An OS that has a bunch of SDK's that use day to day easy approach languages mixed with Adobe Technology as well as our own there could be some very compelling and interesting software being built.
Its what your developers have been telling me, so *shrug* it's free advice, take it or leave it.
"do you not think there is going to be a market for an operating system that has a focus on being "connected" and integrates with your loungeroom at the same time? (It's nirvana being delivered)."
Of course there is a market for Vista, however there are some doubts about "integration" (from Peter Gutmann ):
http://www.cs.auckland.ac.nz/~pgut001/pubs/vista_cost.html
Nirvana is too big word for that.
Yeah, its just released, so chances are a year from now there is going to be more iterative goodness.
Just like when World of Warcraft was released, you play it, you own it you get to a certain point where its lost its buzz... then along comes Burning Crusade, it stimulates more interest and that buzz gets back into the room.

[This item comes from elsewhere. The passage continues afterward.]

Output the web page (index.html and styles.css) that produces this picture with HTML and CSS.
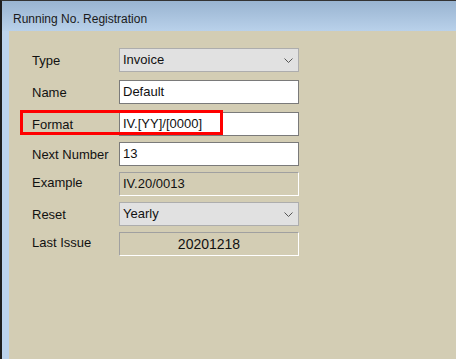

So XBOX could be a driver, WPF could be a driver etc.. the starting gun just got fired this week ;)
Not sure that Microsoft is focussing on developer satisfaction with the Expresion Suite, more like alienation after pulling the expression products out of MSDN. This strikes me as a big mistake as there has been a big backlash from the developer community on this move.
I would've thought expression would gain some market share through MS developers using it alongside visual studio, and encouraging or requiring in-house designers to adopt it - whereas now that impotus is gone and I cant see the majority of designers switching over to the expression suite unless there are some very significant differentiating features.